La réforme la plus lourde concerne le réseau. La direction du Cndp envisage une autre organisation. Les CRDP autonomes pourraient passer sous l’aile du réseau central. Visiblement le ministère et la direction générale y sont favorables. L’avenir du Clémi est plus sensible. » Le CLEMI doit clarifier son action et son articulation avec le CNDP. Pour cela il est proposé de réaffirmer sa place au sein du CNDP et lui faire rejoindre la dynamique de réseau installée par le projet Scérén 2017″, écrit la Cndp dans la réponse à la Cour des Comptes. On lui demande d’entrer au bercail en échange d’un poste au Conseil du Cndp. Le réseau devrait renforcer son partenariat avec les collectivités locales particulièrement sur le numérique. Enfin la question des rapports avec les Espe se pose également. Les nouveaux centres de Canopé devraient participer à la formation continue et les sites de Canopé pourraient être englobés dans les Espé.

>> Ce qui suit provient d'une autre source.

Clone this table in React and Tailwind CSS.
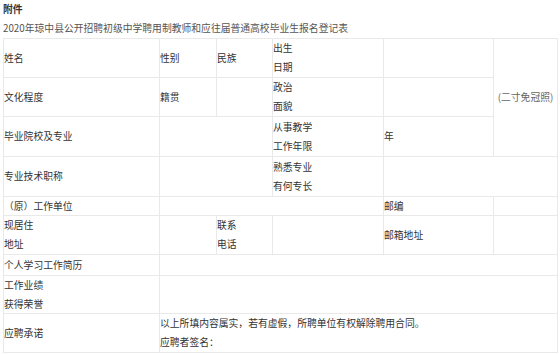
import React from "react";

function Cell({ className = "", children }) {
  return (
    <div className={"bg-white flex flex-col justify-center items-start leading-[19px] overflow-hidden " + className}>
      {children}
    </div>
  );
}

export default function App() {
  return (
    <div
      className="w-[560px] h-[354px] bg-white overflow-hidden px-[3px] text-[9.8px] text-[#333]"
      style={{ fontFamily: '"Noto Sans CJK SC", "Noto Sans", sans-serif' }}
    >
      <div className="leading-[18px] font-bold text-[#333]">附件</div>
      <div className="leading-[20px] text-[#555] whitespace-nowrap">
        2020年琼中县公开招聘初级中学聘用制教师和应往届普通高校毕业生报名登记表
      </div>
      <div className="grid w-[555px] bg-[#e9e9e9] p-px gap-px grid-cols-[155px_56px_55px_110px_109px_63px] grid-rows-[38px_38px_39px_39px_18px_38px_20px_37px_38px]">
        {/* Row 1 */}
        <Cell className="col-start-1 row-start-1">姓名</Cell>
        <Cell className="col-start-2 row-start-1">性别</Cell>
        <Cell className="col-start-3 row-start-1">民族</Cell>
        <Cell className="col-start-4 row-start-1">
          <span>出生</span>
          <span>日期</span>
        </Cell>
        <Cell className="col-start-5 row-start-1" />
        <div className="col-start-6 row-start-1 row-span-3 bg-white flex items-center justify-center text-[#666] whitespace-nowrap">
          (二寸免冠照)
        </div>

        {/* Row 2 */}
        <Cell className="col-start-1 row-start-2">文化程度</Cell>
        <Cell className="col-start-2 row-start-2">籍贯</Cell>
        <Cell className="col-start-3 row-start-2" />
        <Cell className="col-start-4 row-start-2">
          <span>政治</span>
          <span>面貌</span>
        </Cell>
        <Cell className="col-start-5 row-start-2" />

        {/* Row 3 */}
        <Cell className="col-start-1 row-start-3">毕业院校及专业</Cell>
        <Cell className="col-start-2 col-span-2 row-start-3" />
        <Cell className="col-start-4 row-start-3">
          <span>从事教学</span>
          <span>工作年限</span>
        </Cell>
        <Cell className="col-start-5 row-start-3">年</Cell>

        {/* Row 4 */}
        <Cell className="col-start-1 row-start-4">专业技术职称</Cell>
        <Cell className="col-start-2 col-span-2 row-start-4" />
        <Cell className="col-start-4 row-start-4">
          <span>熟悉专业</span>
          <span>有何专长</span>
        </Cell>
        <Cell className="col-start-5 col-span-2 row-start-4" />

        {/* Row 5 */}
        <Cell className="col-start-1 row-start-5">（原）工作单位</Cell>
        <Cell className="col-start-2 col-span-3 row-start-5" />
        <Cell className="col-start-5 row-start-5">邮编</Cell>
        <Cell className="col-start-6 row-start-5" />

        {/* Row 6 */}
        <Cell className="col-start-1 row-start-6">
          <span>现居住</span>
          <span>地址</span>
        </Cell>
        <Cell className="col-start-2 row-start-6" />
        <Cell className="col-start-3 row-start-6">
          <span>联系</span>
          <span>电话</span>
        </Cell>
        <Cell className="col-start-4 row-start-6" />
        <Cell className="col-start-5 row-start-6">邮箱地址</Cell>
        <Cell className="col-start-6 row-start-6" />

        {/* Row 7 */}
        <Cell className="col-start-1 row-start-7">个人学习工作简历</Cell>
        <Cell className="col-start-2 col-span-5 row-start-7" />

        {/* Row 8 */}
        <Cell className="col-start-1 row-start-8">
          <span>工作业绩</span>
          <span>获得荣誉</span>
        </Cell>
        <Cell className="col-start-2 col-span-5 row-start-8" />

        {/* Row 9 */}
        <Cell className="col-start-1 row-start-9">应聘承诺</Cell>
        <Cell className="col-start-2 col-span-5 row-start-9">
          <span>以上所填内容属实，若有虚假，所聘单位有权解除聘用合同。</span>
          <span>应聘者签名：</span>
        </Cell>
      </div>
    </div>
  );
}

Un soutien syndical limité
« La restructuration du réseau, c’est une bonne chose », nous a dit Claudie Paillette, représentant le Sgen. « Ca sera plus cohérent et ca évitera des doublons ». Même accueil au Se Unsa où Hervé Ferrière estime que la perte d’autonomie des CRDP serait « la moins pire des solutions « dans la situation actuelle. « Le modèle de 1992 est totalement dépassé », confie-t-il. Par contre les syndicats sont plus réservés sur le réorganisation éditoriale. « Le plan de formation de la direction est ambitieux », nous dit H Ferrière. « Il faut l’accompagner et être vigilant. Mais on va jouer le jeu ». Au Sgen, Claudie Paillette est plus alarmiste. « Que vont devenir les personnels des métiers du papier ? On a des inquiétudes sur la gestion des ressources humaines qui n’est pas assez transparente ». Pour elle, « l’ouverture des nouveaux centres es « incohérente » alors que des centres anciens sont menacés. C’est le cas pour le CDDP 92, pour 2 antennes dans le Nord et 4 dans le sud. Pour Hervé Ferrière, « l’équité geographique » est aussi un souci premier. La réorganisation du CNDP se fait sous surveillance. Mais les syndicats sont déjà dans l’inquiétude de la publication du rapport de la Cour des comptes.